No Magic Pills
SICK OF THE HEADLINE ‘ONE WEIRD TRICK TO LOSE WEIGHT’?
Everywhere you look online there is information out there promising to bring you weight loss results. One weird trick to lose weight. The one thing you’re not doing that everyone else is.
This does not exist.
The internet has been incredibly powerful in allowing us to access nutritional information, and at the same time makes it very difficult to sift through what information is harmful or useful in achieving the results you want. The ‘magic pill’ culture refers to quick fix products. Many of these providing no ‘fix’ at all, or worse hindering progress all together. This trend has come about from massive marketing opportunities, and financial gain. Products in the fitness industry as well as diets and pills that promise rapid weight loss or unrealistic results have been heavily marketed to the public in order to save you doing any work at all. These include fat burning pills and detox powders; extending to popular diets.
In the studio it is my job to do two things.
1: ENSURE ALL MY CLIENTS CAN EXERCISE SAFELY AND EFFECTIVELY
2: ENSURE ALL MY CLIENTS BUILD POSITIVE RELATIONSHIPS WITH FOOD
The latter is about building a blueprint, and not prescribing a diet plan. Occasionally I will get asked for a diet plan in the studio. Sure, I could write one up pretty quick. There’s a problem with that. It would be Rob’s Diet plan.
Eventually you would stop it and go back to yours. The less I interfere with someone’s diet the better. The process is actually very different when I work with a client; we examine the existing dietary habits, routines and relationships someone has with food and we fill gaps. We look at where we are missing good nutrition. We look at the reasons you crave.

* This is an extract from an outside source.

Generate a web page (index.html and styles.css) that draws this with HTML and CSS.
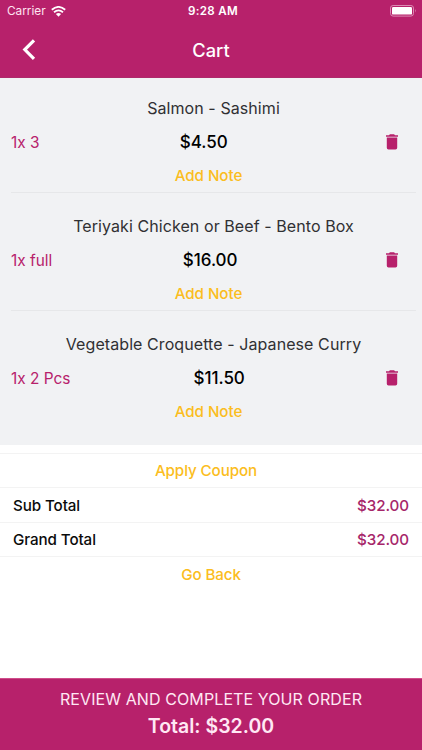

Diet plans are often effective and they are prescriptive. They are very attractive if you are going to change your nutritional habits. The perfect diet is not out there for you, and what works for you today might not work for you next year. It is always consistency that brings you results. Not the diet.
That is why drawing a line under a meal you wish you hadn’t eaten is so important. Work by a meal by meal approach, not day by day. If you’ve given into cravings and you’ve written the day off, or even the week – that would be called a success versus failure mindset and this mindset will always set you up for failure, not success.
I was on the tube the other day, and someone next to me was doing his food diary on the train. I was being nosey, but it made me think. This guy was staring up into space, thinking about what he had eaten. Or perhaps what he was going to eat.
The message here is that there is no ‘one weird trick’. It involves building a good relationship with food, and putting more thought into what you eat. Sometimes it means prioritising yourself more each day.
I ask my clients to do a food diary, and it is not so that I can tell them off about the pack of digestive biscuits they’ve had at 4pm – it’s so that I can see how they eat.
So no, there are no magic pills, or weird tricks you’re missing. It’s learning to be interested in food, and building healthy food relationships – and of course consistency in these habits that get you the results.
I don’t care about your vices. You should hear mine.